Bob-Ten snorted. “So you’re saying there’s a chance.”
“I’m saying that hindsight is 20-20, or to be more exact ‘hindsight is optimal at some unknown unit of measurement for whatever sense organ is used to interpret light’. In the case of the Wavey, it uses its tongue.”
“I wonder what Spam tastes like on the visible spectrum,” Bob-Ten asked.
Mentissa laughed, but shut her mouth quickly as if surprised. “Moist,” she said.
“So we know some of the Optonians are slaves, or at least captives,” Bob-Ten said. “And we know they’re bored enough here to do what most bored soldiers do. What about a race-war? The different groups must still hate each other from previous invasions.”

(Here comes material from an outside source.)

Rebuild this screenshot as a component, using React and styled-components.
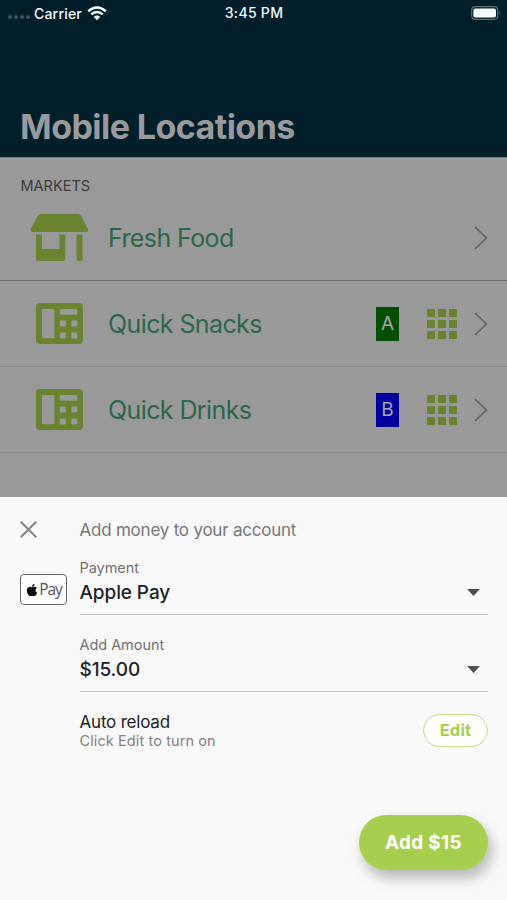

Mentissa shook her head. “They all hate each other. But you and I hate each other, or did before. Now we work together.” She took in a sharp breath. “Have you thought about the bridges?”
Bob-Ten froze. He had to be careful here. She was still an evil-genius. Still able to work on parallel tracks.
“I know it’s ironic,” Mentissa said. She kept her voice neutral. “But the Little thought about it too, something about tidal forces, and the religious symbolism of bridges. You said yourself that considering the Optonians have flying ships they sure spend a lot of effort protecting those bridges.”
“Mentissa, you know I can’t believe you.”
“Then you can believe them,” Mentissa said. Her eyes did not leave his.
“I captured you on a bridge,” Bob-Ten said. His voice echoed off the school basement walls. “My brother and I stopped you from destroying it. Did you think I forgot? Bridges is your thing.”
“Everybody has a thing,” Mentissa said. “With so many heroes crammed into one city, everybody has to have a thing. Otherwise you’d never get any press, never get a power base. You will never amount to anything unless you have a calling card that people can identify with.”
“I won’t destroy them,” Bob-Ten said. “People need them still. Humans use them.”
“Then sit and wait while the hero does the work,” Mentissa said. She reached for the needle, and lay down on the futon pad.
Bob-Ten stared at the ground. “I’ll look into it,” he said finally. “But I’m not destroying anything.”
“It’s the only way to find out,” Mentissa said.
Bob-Ten did not see the cold smile on her lips as he walked out of the room.
#
Bob-Ten leaned against the spalling concrete wall, and swung the binoculars to his eyes. The Lago City Memorial Bridge had been crawling with Optonians, but what he was seeing now made no sense. Even this small bridge spanning the canal near the steelyards in Industrial Valley had heavy protection: Ten Armored Wheelers, and a legion or more of Optonians guards, Waifs by the looks of the soft glow they gave off when gathered in formation. And there in the center of the bridge was the same nest of wires, thick as his arm, all leading to a low-slung rectangular machine that flashed its red warning light every few seconds. Blinkity-blink. Blinkity-blink.
The first rule of being a superhero, even a lower-rung hero like Bob-Ten, is that if your enemy wants it protected, you go after it. You might not get to it, but you’ll shake them up, delay their plans. That’s a tactical victory at least. Anything that blinks is usually a good target for smashing. And that light was like a siren’s song for Bob-Ten.
Blinkity-Blink. But Bob-Ten had the strength of six men, not six-thousand. That legion of guards would stop him, even if he could get past the long range guns of the Armored Wheelers.
Bob-Ten stood up, thinking one of his patented mad-rushes was called for here. A determined gait, a wild look in his eye, and a dozen minutes of extreme violence; that was Bob-Ten’s calling card. But something stopped his usual approach. He dropped the binoculars from his eyes, and slid back behind the cover of the concrete wall.